- **What the exercise asks**
Copy all of the material word for word, except for the pictures.

- **Data extract**
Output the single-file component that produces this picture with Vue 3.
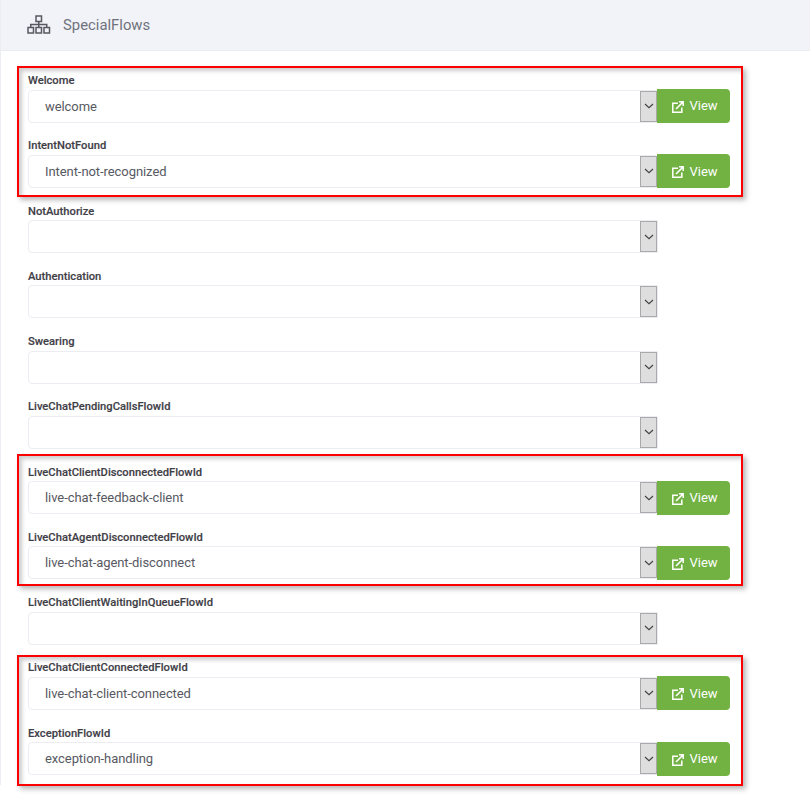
<script setup>
const groups = [
  { box: 'box-a', rows: [
    { label: 'Welcome', value: 'welcome' },
    { label: 'IntentNotFound', value: 'Intent-not-recognized' },
  ]},
  { box: '', rows: [
    { label: 'NotAuthorize', value: '' },
    { label: 'Authentication', value: '' },
    { label: 'Swearing', value: '' },
    { label: 'LiveChatPendingCallsFlowId', value: '' },
  ]},
  { box: 'box-b', rows: [
    { label: 'LiveChatClientDisconnectedFlowId', value: 'live-chat-feedback-client' },
    { label: 'LiveChatAgentDisconnectedFlowId', value: 'live-chat-agent-disconnect' },
  ]},
  { box: '', rows: [
    { label: 'LiveChatClientWaitingInQueueFlowId', value: '' },
  ]},
  { box: 'box-c', rows: [
    { label: 'LiveChatClientConnectedFlowId', value: 'live-chat-client-connected' },
    { label: 'ExceptionFlowId', value: 'exception-handling' },
  ]},
]
</script>

<template>
  <div class="page">
    <header class="head">
      <svg class="head-icon" width="24" height="20" viewBox="0 0 24 20" fill="none" stroke="#575962" stroke-width="1.5">
        <rect x="9" y="1" width="5.5" height="5.5" />
        <rect x="1" y="12.5" width="5.5" height="5.5" />
        <rect x="9" y="12.5" width="5.5" height="5.5" />
        <rect x="17" y="12.5" width="5.5" height="5.5" />
        <path d="M11.75 6.5v6M3.75 12.5V9.5h16v3" />
      </svg>
      <span class="title">SpecialFlows</span>
    </header>
    <main class="form">
      <div v-for="(g, i) in groups" :key="i" class="group" :class="g.box">
        <div v-for="r in g.rows" :key="r.label" class="row">
          <label class="label">{{ r.label }}</label>
          <div class="control">
            <div class="select">
              <span class="value">{{ r.value }}</span>
              <span class="arrow">
                <svg width="10" height="6" viewBox="0 0 10 6" fill="none" stroke="#444" stroke-width="1.2"><path d="M1 1l4 3.6L9 1" /></svg>
              </span>
            </div>
            <button v-if="r.value" class="view" type="button">
              <svg class="view-icon" width="12" height="12" viewBox="0 0 12 12" fill="none" stroke="#fff" stroke-width="1.5">
                <path d="M6 2.2H.8v9h9V6.5" />
                <path d="M4 8L10.6 1.4M7 .8h4.2V5" />
              </svg>
              <span class="view-text">View</span>
            </button>
          </div>
        </div>
      </div>
    </main>
  </div>
</template>

<style scoped>
.page {
  width: 810px;
  height: 795px;
  overflow: hidden;
  background: #fff;
  font-family: Roboto, "Liberation Sans", sans-serif;
  position: relative;
}
.head {
  height: 50px;
  background: #f2f3f8;
  border-bottom: 1px solid #ebedf2;
  border-left: 1px solid #ebedf2;
  display: flex;
  align-items: center;
  padding-left: 26px;
  gap: 12px;
}
.head-icon { flex: none; }
.title {
  font-size: 14.85px;
  font-weight: 400;
  color: #6f727d;
}
.form {
  height: 712px;
  border-left: 1px solid #ebedf2;
  padding: 22px 0 0 27px;
}
.group { position: relative; width: 702px; }
.group.box-a::after,
.group.box-b::after,
.group.box-c::after {
  content: "";
  position: absolute;
  left: -11px;
  right: -13px;
  border: 2px solid #f00;
  box-shadow: 3px 3px 5px rgba(0, 0, 0, 0.28), inset 3px 3px 4px rgba(0, 0, 0, 0.2);
  pointer-events: none;
}
.group.box-a::after { top: -7px; bottom: 6.5px; }
.group.box-b::after { top: -10.5px; bottom: 9.5px; }
.group.box-c::after { top: -5px; bottom: 5px; }
.row {
  height: 65.25px;
  display: flex;
  flex-direction: column;
}
.label {
  font-size: 11.2px;
  font-weight: 500;
  line-height: 16px;
  height: 16px;
  color: #3f4047;
  -webkit-text-stroke: 0.15px #3f4047;
}
.control { display: flex; align-items: center; height: 34px; }
.select {
  width: 630px;
  height: 33px;
  flex: none;
  box-sizing: border-box;
  border: 1px solid #ebedf2;
  border-radius: 4px 0 0 4px;
  display: flex;
  align-items: stretch;
  justify-content: space-between;
  padding-left: 16px;
}
.value {
  font-size: 13px;
  line-height: 31px;
  letter-spacing: -0.07px;
  color: #575962;
}
.arrow {
  width: 17px;
  box-sizing: border-box;
  background: #dedede;
  border: 1px solid #a9a9a9;
  display: flex;
  align-items: center;
  justify-content: center;
}
.view {
  width: 73px;
  height: 34px;
  flex: none;
  margin-left: -1px;
  position: relative;
  border: 0;
  padding: 0 0 0 3px;
  background: #71b243;
  color: #fff;
  border-radius: 0 4px 4px 0;
  font: 400 13px Roboto, "Liberation Sans", sans-serif;
  display: flex;
  align-items: center;
  justify-content: center;
  gap: 5px;
}
.view-icon { margin-top: 2px; }
.view-text { margin-top: -0.5px; }
</style>

<style>
body { margin: 0; }
</style>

- **Solution to this task**
Output the single-file component that produces this picture with Vue 3.
<script setup>
const groups = [
  { box: 'box-a', rows: [
    { label: 'Welcome', value: 'welcome' },
    { label: 'IntentNotFound', value: 'Intent-not-recognized' },
  ]},
  { box: '', rows: [
    { label: 'NotAuthorize', value: '' },
    { label: 'Authentication', value: '' },
    { label: 'Swearing', value: '' },
    { label: 'LiveChatPendingCallsFlowId', value: '' },
  ]},
  { box: 'box-b', rows: [
    { label: 'LiveChatClientDisconnectedFlowId', value: 'live-chat-feedback-client' },
    { label: 'LiveChatAgentDisconnectedFlowId', value: 'live-chat-agent-disconnect' },
  ]},
  { box: '', rows: [
    { label: 'LiveChatClientWaitingInQueueFlowId', value: '' },
  ]},
  { box: 'box-c', rows: [
    { label: 'LiveChatClientConnectedFlowId', value: 'live-chat-client-connected' },
    { label: 'ExceptionFlowId', value: 'exception-handling' },
  ]},
]
</script>

<template>
  <div class="page">
    <header class="head">
      <svg class="head-icon" width="24" height="20" viewBox="0 0 24 20" fill="none" stroke="#575962" stroke-width="1.5">
        <rect x="9" y="1" width="5.5" height="5.5" />
        <rect x="1" y="12.5" width="5.5" height="5.5" />
        <rect x="9" y="12.5" width="5.5" height="5.5" />
        <rect x="17" y="12.5" width="5.5" height="5.5" />
        <path d="M11.75 6.5v6M3.75 12.5V9.5h16v3" />
      </svg>
      <span class="title">SpecialFlows</span>
    </header>
    <main class="form">
      <div v-for="(g, i) in groups" :key="i" class="group" :class="g.box">
        <div v-for="r in g.rows" :key="r.label" class="row">
          <label class="label">{{ r.label }}</label>
          <div class="control">
            <div class="select">
              <span class="value">{{ r.value }}</span>
              <span class="arrow">
                <svg width="10" height="6" viewBox="0 0 10 6" fill="none" stroke="#444" stroke-width="1.2"><path d="M1 1l4 3.6L9 1" /></svg>
              </span>
            </div>
            <button v-if="r.value" class="view" type="button">
              <svg class="view-icon" width="12" height="12" viewBox="0 0 12 12" fill="none" stroke="#fff" stroke-width="1.5">
                <path d="M6 2.2H.8v9h9V6.5" />
                <path d="M4 8L10.6 1.4M7 .8h4.2V5" />
              </svg>
              <span class="view-text">View</span>
            </button>
          </div>
        </div>
      </div>
    </main>
  </div>
</template>

<style scoped>
.page {
  width: 810px;
  height: 795px;
  overflow: hidden;
  background: #fff;
  font-family: Roboto, "Liberation Sans", sans-serif;
  position: relative;
}
.head {
  height: 50px;
  background: #f2f3f8;
  border-bottom: 1px solid #ebedf2;
  border-left: 1px solid #ebedf2;
  display: flex;
  align-items: center;
  padding-left: 26px;
  gap: 12px;
}
.head-icon { flex: none; }
.title {
  font-size: 14.85px;
  font-weight: 400;
  color: #6f727d;
}
.form {
  height: 712px;
  border-left: 1px solid #ebedf2;
  padding: 22px 0 0 27px;
}
.group { position: relative; width: 702px; }
.group.box-a::after,
.group.box-b::after,
.group.box-c::after {
  content: "";
  position: absolute;
  left: -11px;
  right: -13px;
  border: 2px solid #f00;
  box-shadow: 3px 3px 5px rgba(0, 0, 0, 0.28), inset 3px 3px 4px rgba(0, 0, 0, 0.2);
  pointer-events: none;
}
.group.box-a::after { top: -7px; bottom: 6.5px; }
.group.box-b::after { top: -10.5px; bottom: 9.5px; }
.group.box-c::after { top: -5px; bottom: 5px; }
.row {
  height: 65.25px;
  display: flex;
  flex-direction: column;
}
.label {
  font-size: 11.2px;
  font-weight: 500;
  line-height: 16px;
  height: 16px;
  color: #3f4047;
  -webkit-text-stroke: 0.15px #3f4047;
}
.control { display: flex; align-items: center; height: 34px; }
.select {
  width: 630px;
  height: 33px;
  flex: none;
  box-sizing: border-box;
  border: 1px solid #ebedf2;
  border-radius: 4px 0 0 4px;
  display: flex;
  align-items: stretch;
  justify-content: space-between;
  padding-left: 16px;
}
.value {
  font-size: 13px;
  line-height: 31px;
  letter-spacing: -0.07px;
  color: #575962;
}
.arrow {
  width: 17px;
  box-sizing: border-box;
  background: #dedede;
  border: 1px solid #a9a9a9;
  display: flex;
  align-items: center;
  justify-content: center;
}
.view {
  width: 73px;
  height: 34px;
  flex: none;
  margin-left: -1px;
  position: relative;
  border: 0;
  padding: 0 0 0 3px;
  background: #71b243;
  color: #fff;
  border-radius: 0 4px 4px 0;
  font: 400 13px Roboto, "Liberation Sans", sans-serif;
  display: flex;
  align-items: center;
  justify-content: center;
  gap: 5px;
}
.view-icon { margin-top: 2px; }
.view-text { margin-top: -0.5px; }
</style>

<style>
body { margin: 0; }
</style>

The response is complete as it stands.